Flicking through my twitter feed I find an post that refers me to a blog with about a local designer. It shows a number of images that are your typical magazine images of any life style magazine. Very light… overexposed. Yeah they do look great and full marks to the photographer. As I look more closely at the space which they are photographing and trying to explain why it is great design, I struggle. It has been composed well with stuff in a room, but at the end of the day it is just things in a room. A quite ordinary room with white plasterboard walls and ceilings, it has quaint pendant light that adds to the furniture. Otherwise there is just found items arranged within a very bland space. I am not mocking the designer here, they have done a very good job at making this ordinary space something that is worth of a lifestyle magazine.

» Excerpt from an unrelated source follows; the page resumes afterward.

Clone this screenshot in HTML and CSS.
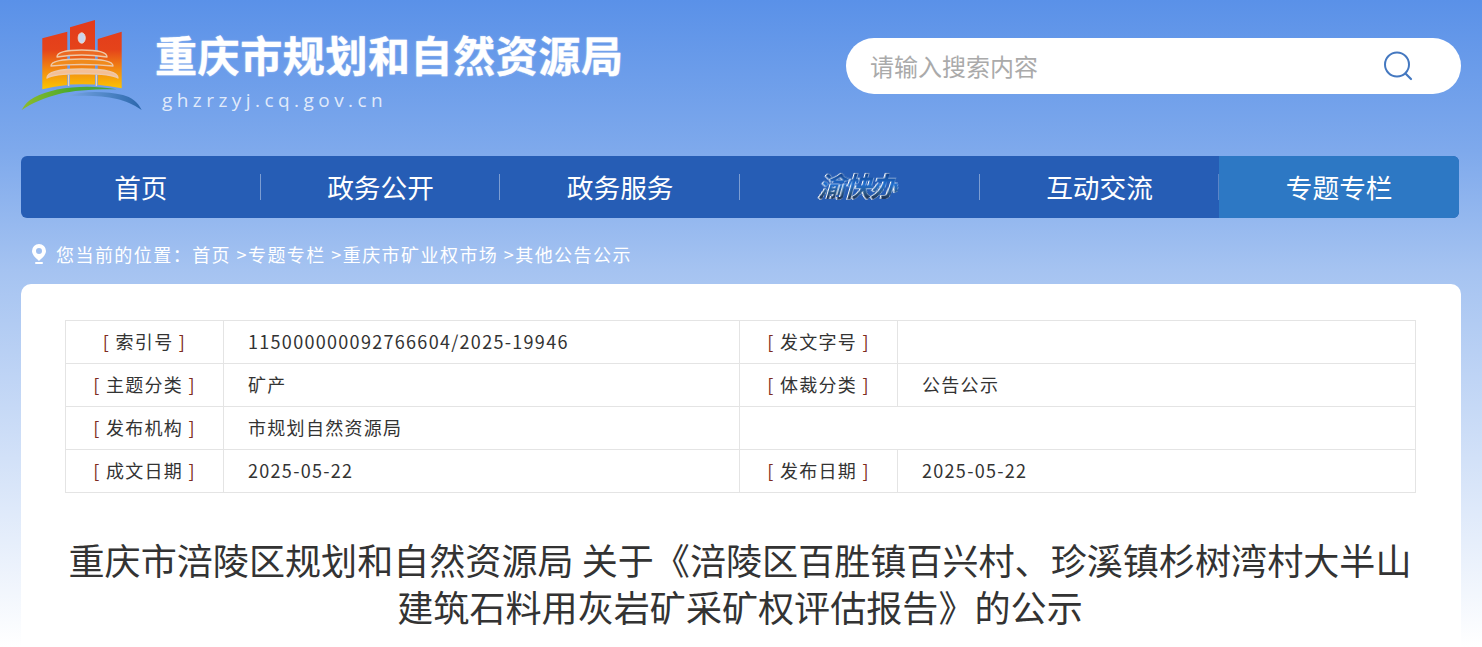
FILE: index.html
```html
<!DOCTYPE html>
<html lang="zh-CN">
<head>
<meta charset="utf-8">
<title>重庆市规划和自然资源局</title>
<link rel="stylesheet" href="styles.css">
</head>
<body>
<header class="top">
  <div class="brand">
    <svg class="logo" viewBox="0 0 122 94" width="122" height="94" aria-hidden="true">
      <defs>
        <linearGradient id="lg" gradientUnits="userSpaceOnUse" x1="0" y1="1" x2="0" y2="71">
          <stop offset="0" stop-color="#e23a1c"/><stop offset=".42" stop-color="#e5431a"/>
          <stop offset=".72" stop-color="#f28c12"/><stop offset="1" stop-color="#fdc800"/>
        </linearGradient>
        <linearGradient id="lb" x1="0" y1="0" x2="1" y2="0">
          <stop offset="0" stop-color="#7ba6e6"/><stop offset=".55" stop-color="#4f86c6"/><stop offset="1" stop-color="#2a66ac"/>
        </linearGradient>
        <linearGradient id="lgr" x1="0" y1="0" x2="1" y2="0">
          <stop offset="0" stop-color="#8dbb2e"/><stop offset=".5" stop-color="#4dab2c"/><stop offset="1" stop-color="#3fa24a"/>
        </linearGradient>
      </defs>
      <path d="M21.3 19.3 L46.3 12.7 V66 Q33 67.5 21.3 70.3Z M49 8.3 L74 1 V65.6 Q61 65 49 65.6Z M76.7 20 L100.7 12.7 V69.3 Q88 67 76.7 65.8Z" fill="url(#lg)"/>
      <ellipse cx="60.7" cy="19" rx="3.6" ry="5.3" fill="#c9d6ee" stroke="#f3dccb" stroke-width=".8"/>
      <g fill="none" stroke="#eec9a8" stroke-width="1.4" stroke-linejoin="round">
        <path d="M36 38 Q36 31 60.7 31 Q86 31 86 38 Q72 36 60.7 36 Q48 36 36 38Z" fill="#ec6a22"/>
        <path d="M30 47 Q30 40 60.7 40 Q92 40 92 47 Q76 45.5 60.7 45.5 Q45 45.5 30 47Z" fill="#f08a1c"/>
        <path d="M26 59 Q26 50 60.7 50 Q97 50 97 59 Q92 55 60.7 54.5 Q31 55 26 59Z" fill="#f4bf94"/>
      </g>
      <path d="M47.6 56 V67 M75.4 56 V67" stroke="#eed3b4" stroke-width="1.4"/>
      <path d="M.7 91 C6 80 18 75 36 70.5 C56 66.5 78 67 95.7 70.3 C72 70 52 71.5 38 75 C24 78.5 11 84 .7 91Z" fill="url(#lgr)"/>
      <path d="M42 78 C60 71.5 84 72 102 76 C110 78 117 83 120.7 91 C112 85 104 82 96 80 C80 76.5 60 76 42 78Z" fill="url(#lb)"/>
    </svg>
    <div class="brand-text">
      <div class="site-name">重庆市规划和自然资源局</div>
      <div class="site-url">ghzrzyj.cq.gov.cn</div>
    </div>
  </div>
  <div class="search">
    <span class="placeholder">请输入搜索内容</span>
    <svg class="search-icon" viewBox="0 0 30 30" width="30" height="30" aria-hidden="true">
      <circle cx="14" cy="13.5" r="12" fill="none" stroke="#4478c0" stroke-width="2"/>
      <path d="M23 23 L28 28" stroke="#4478c0" stroke-width="2.2" stroke-linecap="round"/>
    </svg>
  </div>
</header>
<nav class="nav">
  <a class="nav-item">首页</a>
  <a class="nav-item">政务公开</a>
  <a class="nav-item">政务服务</a>
  <a class="nav-item"><span class="ykb">渝快办</span></a>
  <a class="nav-item">互动交流</a>
  <a class="nav-item active">专题专栏</a>
</nav>
<div class="crumb">
  <svg class="pin" viewBox="0 0 16 20" width="16" height="20" aria-hidden="true">
    <path fill-rule="evenodd" d="M8 0a7 7 0 0 1 7 7c0 4-4 7-7 10C5 14 1 11 1 7a7 7 0 0 1 7-7Zm0 4a3 3 0 1 0 0 6 3 3 0 0 0 0-6Z" fill="#fff"/>
    <rect x="4" y="18" width="8" height="2" rx="1" fill="#fff"/>
  </svg>
  <span>您当前的位置：首页 &gt;专题专栏 &gt;重庆市矿业权市场 &gt;其他公告公示</span>
</div>
<main class="card">
  <table class="meta">
    <colgroup><col class="c1"><col class="c2"><col class="c1"><col class="c4"></colgroup>
    <tr><th><i>[</i> 索引号 <i>]</i></th><td>115000000092766604/2025-19946</td><th><i>[</i> 发文字号 <i>]</i></th><td></td></tr>
    <tr><th><i>[</i> 主题分类 <i>]</i></th><td>矿产</td><th><i>[</i> 体裁分类 <i>]</i></th><td>公告公示</td></tr>
    <tr><th><i>[</i> 发布机构 <i>]</i></th><td>市规划自然资源局</td><td colspan="2"></td></tr>
    <tr><th><i>[</i> 成文日期 <i>]</i></th><td>2025-05-22</td><th><i>[</i> 发布日期 <i>]</i></th><td>2025-05-22</td></tr>
  </table>
  <h1 class="title">重庆市涪陵区规划和自然资源局 关于《涪陵区百胜镇百兴村、珍溪镇杉树湾村大半山建筑石料用灰岩矿采矿权评估报告》的公示</h1>
</main>
</body>
</html>
```
FILE: styles.css
```css
* { box-sizing: border-box; }
html, body { margin: 0; padding: 0; }
body {
  height: 647px;
  overflow: hidden;
  padding: 0 23px 0 21px;
  background: linear-gradient(180deg, #5a91e8 0, #7ea9ec 150px, #a5c3f1 270px, #fff 647px);
  font-family: "Noto Sans CJK SC", "Noto Sans", sans-serif;
}
.top { height: 156px; display: flex; justify-content: space-between; padding-top: 38px; }
.brand { display: flex; margin-top: -19px; height: 94px; }
.logo { flex: none; margin-right: 12px; }
.brand-text { padding-top: 5px; }
.site-name { font-size: 42px; line-height: 60px; letter-spacing: .6px; font-weight: 700; color: #fff; -webkit-text-stroke: .3px #fff; text-shadow: 0 0 2px rgba(255,255,255,.5); white-space: nowrap; }
.site-url { font-size: 19px; line-height: 26px; letter-spacing: 4.45px; color: rgba(255,255,255,.8); padding-left: 7px; margin-top: 3px; font-family: "Open Sans", sans-serif; }
.search { width: 615px; height: 56px; margin-right: -2px; background: #fff; border-radius: 28px; display: flex; align-items: center; justify-content: space-between; padding: 0 48px 0 24px; }
.placeholder { font-size: 24px; color: #aaa; padding-bottom: 2px; }
.search-icon { display: block; }
.nav { display: flex; height: 62px; background: #265db5; border-radius: 6px; overflow: hidden; }
.nav-item { flex: 1 1 0; display: flex; align-items: center; justify-content: center; color: #fff; font-size: 26.7px; padding-bottom: 2px; position: relative; }
.nav-item + .nav-item::before { content: ""; position: absolute; left: -1px; top: 18px; height: 26px; width: 1px; background: rgba(255,255,255,.4); }
.nav-item.active { background: #2d78c4; }
.nav-item.active::before { background: rgba(255,255,255,.25); }
.ykb {
  display: inline-block;
  font-size: 27px;
  line-height: 32px;
  font-weight: 700;
  letter-spacing: -1px;
  color: transparent;
  background: linear-gradient(180deg, #123f86 10%, #1e6ed0 45%, #2a5a8c 70%, #1a2f52 90%);
  -webkit-background-clip: text;
  background-clip: text;
  filter: drop-shadow(.5px 0 .3px #fff) drop-shadow(-.5px 0 .3px #fff) drop-shadow(0 .5px .3px #e6eef8);
  transform: skewX(-16deg);
}
.crumb { height: 66px; display: flex; align-items: center; gap: 9px; padding: 6px 0 0 10px; color: #fff; font-size: 18px; letter-spacing: 1.45px; }
.pin { flex: none; }
.card { background: #fff; border-radius: 10px 10px 0 0; margin-right: -2px; padding: 36px 46px 0 44px; height: 363px; }
.meta { width: 1350px; border-collapse: collapse; table-layout: fixed; font-size: 18px; letter-spacing: 1.3px; color: #333; }
.c1 { width: 158px; }
.c2 { width: 516px; }
.c4 { width: 518px; }
.meta th, .meta td { height: 43px; border: 1px solid #e4e4e4; padding: 0 0 2px; font-weight: 400; }
.meta th { text-align: center; }
.meta th i { font-style: normal; color: #7d2a20; }
.meta td { padding-left: 24px; }
.title { margin: 43px 0 0; font-size: 36.1px; line-height: 47px; font-weight: 400; text-align: center; color: #333; }
```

My challenge to this would be, can you still create as interesting and compelling images if the furniture was not in this space?
A space that is fundamentally, uplifting and rich is one that move beyond just the clutter that we place into it. It considers many aspects like the materials that make the walls, are they solid masonry or light weight timber or even paper? What light penetrate the space, where does it land? How does this impact the space? Hot/ Cold? Moisture? Airflow? and then yes the finishes are also part if this, but they should also the answering to bigger ideas through the building, city and location within this world. When a building or project can answer many of these type of questions I think it could be considered architecture and a single image can not truly capture this total experience of a space.
What are your thoughts? Where does a building or space shift from, simply utilitarian to inspirational for you?